Power Management and Networks?
ChamaraG asks: "Do you enable power management in your desktop PCs, and have you had any problems with networking after enabling power management (problems like losing open network connections, network using applications hanging after resuming from low power states, etc)? To clarify, by desktop PCs I mean PCs compliant with ACPI and Wake-On-LAN and capable of resuming from low power states in a few seconds, so that waking up time is not an issue. I am interested in the energy efficiency of networks and networked devices and I would like hear of problems that you might have had. Some applications I have tested will disable power management settings, presumably in order to maintain network connectivity. Surveys by the Lawrence Berkeley National Laboratory show that less than 5% of desktop PCs in offices are in low power states at night (36% - off, 60% - on). So, do you enable or disable power management in your PCs? If power management is disabled, what prompted you to do so and what would make you enable power management? What connectivity related problems did you encounter after enabling power management?"
If power management is disabled, what prompted you to do so?
Some of them are servers. The rest run Folding@Home.
and what would make you enable power management?
Being completely unable to afford not to. We've got quite a ways to go before energy becomes that expensive.

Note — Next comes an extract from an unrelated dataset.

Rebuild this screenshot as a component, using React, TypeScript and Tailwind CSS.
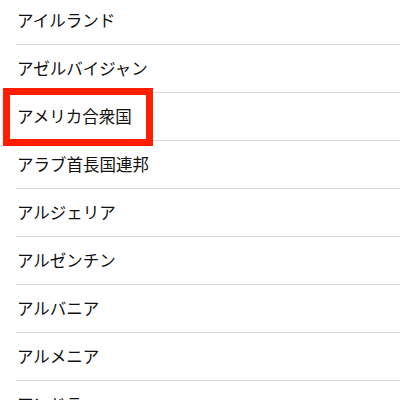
import React from "react";

const countries = [
  "アイルランド",
  "アゼルバイジャン",
  "アメリカ合衆国",
  "アラブ首長国連邦",
  "アルジェリア",
  "アルゼンチン",
  "アルバニア",
  "アルメニア",
  "アンドラ",
];

export default function App() {
  return (
    <div
      className="w-[400px] h-[400px] overflow-hidden bg-white"
      style={{ fontFamily: '"Noto Sans CJK JP", "Noto Sans", sans-serif' }}
    >
      <ul className="-mt-[3px]">
        {countries.map((name, i) => (
          <li key={name} className="relative pl-4">
            <div className="h-[48px] flex items-center border-b border-[#d8d8d8] text-[16.5px] text-[#111] pl-px">
              {name}
            </div>
            {i === 2 && (
              <div className="absolute left-[3px] top-[-5px] w-[150px] h-[58px] border-[7px] border-[#ff1e00]" />
            )}
          </li>
        ))}
      </ul>
    </div>
  );
}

I hate idle computers, and by definition a computer in power-saving mode is idle.
Random and weird software I've written.
We schedule our WSUS (MS Software update services) to run at night so as not to bother the user. We also run quite a few machines with Deep Freeze, and they require a "Maintainence Mode" in order to unfreeze and apply updates.
My Staff are also becoming addicted to running Remote Desktop, so they won't let us control when the machines are turned off.
Most new staff ask me what they should do with their PC at night, and I always feel guilty when I tell them that it doesn't matter to me, and they might just leave it on. (Even if they turn it off, it auto-ons itself at 4:00 a.m.)
At my job, we have all the servers & workstations configured to run 24/7, for several reasons.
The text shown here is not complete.